## Short problem
Make an exact copy of all the material below, apart from the pictures.

## Provided material
────────

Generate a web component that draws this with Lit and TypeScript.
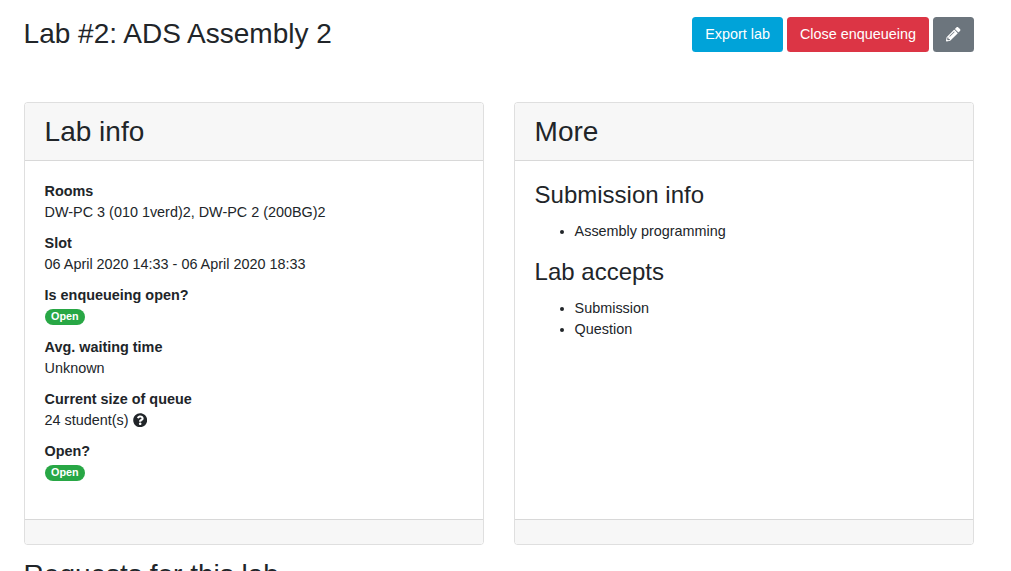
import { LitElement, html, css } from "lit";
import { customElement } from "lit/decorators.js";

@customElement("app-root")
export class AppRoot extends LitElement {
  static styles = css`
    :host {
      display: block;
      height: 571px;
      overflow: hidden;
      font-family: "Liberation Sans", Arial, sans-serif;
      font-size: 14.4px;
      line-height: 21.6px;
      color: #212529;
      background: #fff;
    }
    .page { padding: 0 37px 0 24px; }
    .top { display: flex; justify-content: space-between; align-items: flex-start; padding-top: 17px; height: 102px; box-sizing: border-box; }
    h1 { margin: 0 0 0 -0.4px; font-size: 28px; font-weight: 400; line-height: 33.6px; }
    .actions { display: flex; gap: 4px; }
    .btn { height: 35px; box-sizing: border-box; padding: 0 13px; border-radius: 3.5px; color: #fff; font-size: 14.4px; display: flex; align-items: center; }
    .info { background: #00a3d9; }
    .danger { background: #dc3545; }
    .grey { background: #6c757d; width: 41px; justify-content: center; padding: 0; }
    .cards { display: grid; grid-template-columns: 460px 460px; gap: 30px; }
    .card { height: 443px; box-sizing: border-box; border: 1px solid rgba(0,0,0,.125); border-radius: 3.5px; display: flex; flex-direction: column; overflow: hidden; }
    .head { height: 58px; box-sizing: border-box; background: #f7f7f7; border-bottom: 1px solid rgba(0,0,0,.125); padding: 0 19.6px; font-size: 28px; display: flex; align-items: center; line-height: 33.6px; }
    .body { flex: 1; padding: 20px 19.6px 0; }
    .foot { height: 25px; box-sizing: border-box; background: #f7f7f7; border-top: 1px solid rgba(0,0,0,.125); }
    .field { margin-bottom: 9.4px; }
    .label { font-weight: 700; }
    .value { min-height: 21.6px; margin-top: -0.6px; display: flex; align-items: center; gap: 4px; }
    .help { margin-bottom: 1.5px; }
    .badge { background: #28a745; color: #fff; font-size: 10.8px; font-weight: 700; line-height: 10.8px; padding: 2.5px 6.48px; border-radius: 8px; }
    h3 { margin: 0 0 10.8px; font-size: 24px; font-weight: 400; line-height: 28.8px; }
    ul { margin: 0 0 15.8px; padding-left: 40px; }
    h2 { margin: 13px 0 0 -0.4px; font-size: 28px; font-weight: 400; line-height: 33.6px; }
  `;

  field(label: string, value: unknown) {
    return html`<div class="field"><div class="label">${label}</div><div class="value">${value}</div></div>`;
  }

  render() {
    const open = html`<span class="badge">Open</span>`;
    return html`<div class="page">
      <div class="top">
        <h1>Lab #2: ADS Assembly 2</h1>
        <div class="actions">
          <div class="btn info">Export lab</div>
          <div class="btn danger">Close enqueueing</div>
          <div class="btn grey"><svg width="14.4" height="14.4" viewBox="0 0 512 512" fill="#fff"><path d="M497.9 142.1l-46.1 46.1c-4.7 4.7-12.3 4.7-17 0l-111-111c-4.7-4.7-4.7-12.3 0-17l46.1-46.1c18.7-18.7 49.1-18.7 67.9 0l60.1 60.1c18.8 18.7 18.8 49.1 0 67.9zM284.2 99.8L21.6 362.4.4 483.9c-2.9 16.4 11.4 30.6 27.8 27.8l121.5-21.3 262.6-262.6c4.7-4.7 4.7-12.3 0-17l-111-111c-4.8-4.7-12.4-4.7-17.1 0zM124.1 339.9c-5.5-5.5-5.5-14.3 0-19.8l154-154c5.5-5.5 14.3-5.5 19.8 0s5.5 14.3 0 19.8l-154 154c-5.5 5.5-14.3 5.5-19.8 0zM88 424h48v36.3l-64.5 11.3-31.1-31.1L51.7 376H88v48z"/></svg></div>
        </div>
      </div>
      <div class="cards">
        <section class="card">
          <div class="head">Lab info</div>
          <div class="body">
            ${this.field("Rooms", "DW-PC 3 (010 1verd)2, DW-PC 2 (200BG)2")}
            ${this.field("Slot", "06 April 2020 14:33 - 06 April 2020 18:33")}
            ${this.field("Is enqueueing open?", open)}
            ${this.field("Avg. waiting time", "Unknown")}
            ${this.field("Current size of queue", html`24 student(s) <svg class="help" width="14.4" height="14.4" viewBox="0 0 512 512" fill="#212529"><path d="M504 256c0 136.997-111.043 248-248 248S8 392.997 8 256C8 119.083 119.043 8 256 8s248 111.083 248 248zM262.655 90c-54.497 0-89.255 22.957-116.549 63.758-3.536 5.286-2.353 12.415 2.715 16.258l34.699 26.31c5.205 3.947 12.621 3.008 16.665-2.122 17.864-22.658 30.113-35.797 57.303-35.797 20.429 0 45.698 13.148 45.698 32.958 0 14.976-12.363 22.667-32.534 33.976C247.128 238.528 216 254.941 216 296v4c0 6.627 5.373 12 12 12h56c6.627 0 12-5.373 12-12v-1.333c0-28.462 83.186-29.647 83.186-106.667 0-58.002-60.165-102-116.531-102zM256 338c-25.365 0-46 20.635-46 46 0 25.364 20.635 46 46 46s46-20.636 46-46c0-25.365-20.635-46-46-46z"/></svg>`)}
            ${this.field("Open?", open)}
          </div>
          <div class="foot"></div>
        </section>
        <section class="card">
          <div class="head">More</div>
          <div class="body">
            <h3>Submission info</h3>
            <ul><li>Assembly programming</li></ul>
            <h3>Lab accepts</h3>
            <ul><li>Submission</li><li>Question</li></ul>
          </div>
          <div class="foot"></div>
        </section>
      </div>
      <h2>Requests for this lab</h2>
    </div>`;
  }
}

────────

## Answer for the task
Generate a web component that draws this with Lit and TypeScript.
import { LitElement, html, css } from "lit";
import { customElement } from "lit/decorators.js";

@customElement("app-root")
export class AppRoot extends LitElement {
  static styles = css`
    :host {
      display: block;
      height: 571px;
      overflow: hidden;
      font-family: "Liberation Sans", Arial, sans-serif;
      font-size: 14.4px;
      line-height: 21.6px;
      color: #212529;
      background: #fff;
    }
    .page { padding: 0 37px 0 24px; }
    .top { display: flex; justify-content: space-between; align-items: flex-start; padding-top: 17px; height: 102px; box-sizing: border-box; }
    h1 { margin: 0 0 0 -0.4px; font-size: 28px; font-weight: 400; line-height: 33.6px; }
    .actions { display: flex; gap: 4px; }
    .btn { height: 35px; box-sizing: border-box; padding: 0 13px; border-radius: 3.5px; color: #fff; font-size: 14.4px; display: flex; align-items: center; }
    .info { background: #00a3d9; }
    .danger { background: #dc3545; }
    .grey { background: #6c757d; width: 41px; justify-content: center; padding: 0; }
    .cards { display: grid; grid-template-columns: 460px 460px; gap: 30px; }
    .card { height: 443px; box-sizing: border-box; border: 1px solid rgba(0,0,0,.125); border-radius: 3.5px; display: flex; flex-direction: column; overflow: hidden; }
    .head { height: 58px; box-sizing: border-box; background: #f7f7f7; border-bottom: 1px solid rgba(0,0,0,.125); padding: 0 19.6px; font-size: 28px; display: flex; align-items: center; line-height: 33.6px; }
    .body { flex: 1; padding: 20px 19.6px 0; }
    .foot { height: 25px; box-sizing: border-box; background: #f7f7f7; border-top: 1px solid rgba(0,0,0,.125); }
    .field { margin-bottom: 9.4px; }
    .label { font-weight: 700; }
    .value { min-height: 21.6px; margin-top: -0.6px; display: flex; align-items: center; gap: 4px; }
    .help { margin-bottom: 1.5px; }
    .badge { background: #28a745; color: #fff; font-size: 10.8px; font-weight: 700; line-height: 10.8px; padding: 2.5px 6.48px; border-radius: 8px; }
    h3 { margin: 0 0 10.8px; font-size: 24px; font-weight: 400; line-height: 28.8px; }
    ul { margin: 0 0 15.8px; padding-left: 40px; }
    h2 { margin: 13px 0 0 -0.4px; font-size: 28px; font-weight: 400; line-height: 33.6px; }
  `;

  field(label: string, value: unknown) {
    return html`<div class="field"><div class="label">${label}</div><div class="value">${value}</div></div>`;
  }

  render() {
    const open = html`<span class="badge">Open</span>`;
    return html`<div class="page">
      <div class="top">
        <h1>Lab #2: ADS Assembly 2</h1>
        <div class="actions">
          <div class="btn info">Export lab</div>
          <div class="btn danger">Close enqueueing</div>
          <div class="btn grey"><svg width="14.4" height="14.4" viewBox="0 0 512 512" fill="#fff"><path d="M497.9 142.1l-46.1 46.1c-4.7 4.7-12.3 4.7-17 0l-111-111c-4.7-4.7-4.7-12.3 0-17l46.1-46.1c18.7-18.7 49.1-18.7 67.9 0l60.1 60.1c18.8 18.7 18.8 49.1 0 67.9zM284.2 99.8L21.6 362.4.4 483.9c-2.9 16.4 11.4 30.6 27.8 27.8l121.5-21.3 262.6-262.6c4.7-4.7 4.7-12.3 0-17l-111-111c-4.8-4.7-12.4-4.7-17.1 0zM124.1 339.9c-5.5-5.5-5.5-14.3 0-19.8l154-154c5.5-5.5 14.3-5.5 19.8 0s5.5 14.3 0 19.8l-154 154c-5.5 5.5-14.3 5.5-19.8 0zM88 424h48v36.3l-64.5 11.3-31.1-31.1L51.7 376H88v48z"/></svg></div>
        </div>
      </div>
      <div class="cards">
        <section class="card">
          <div class="head">Lab info</div>
          <div class="body">
            ${this.field("Rooms", "DW-PC 3 (010 1verd)2, DW-PC 2 (200BG)2")}
            ${this.field("Slot", "06 April 2020 14:33 - 06 April 2020 18:33")}
            ${this.field("Is enqueueing open?", open)}
            ${this.field("Avg. waiting time", "Unknown")}
            ${this.field("Current size of queue", html`24 student(s) <svg class="help" width="14.4" height="14.4" viewBox="0 0 512 512" fill="#212529"><path d="M504 256c0 136.997-111.043 248-248 248S8 392.997 8 256C8 119.083 119.043 8 256 8s248 111.083 248 248zM262.655 90c-54.497 0-89.255 22.957-116.549 63.758-3.536 5.286-2.353 12.415 2.715 16.258l34.699 26.31c5.205 3.947 12.621 3.008 16.665-2.122 17.864-22.658 30.113-35.797 57.303-35.797 20.429 0 45.698 13.148 45.698 32.958 0 14.976-12.363 22.667-32.534 33.976C247.128 238.528 216 254.941 216 296v4c0 6.627 5.373 12 12 12h56c6.627 0 12-5.373 12-12v-1.333c0-28.462 83.186-29.647 83.186-106.667 0-58.002-60.165-102-116.531-102zM256 338c-25.365 0-46 20.635-46 46 0 25.364 20.635 46 46 46s46-20.636 46-46c0-25.365-20.635-46-46-46z"/></svg>`)}
            ${this.field("Open?", open)}
          </div>
          <div class="foot"></div>
        </section>
        <section class="card">
          <div class="head">More</div>
          <div class="body">
            <h3>Submission info</h3>
            <ul><li>Assembly programming</li></ul>
            <h3>Lab accepts</h3>
            <ul><li>Submission</li><li>Question</li></ul>
          </div>
          <div class="foot"></div>
        </section>
      </div>
      <h2>Requests for this lab</h2>
    </div>`;
  }
}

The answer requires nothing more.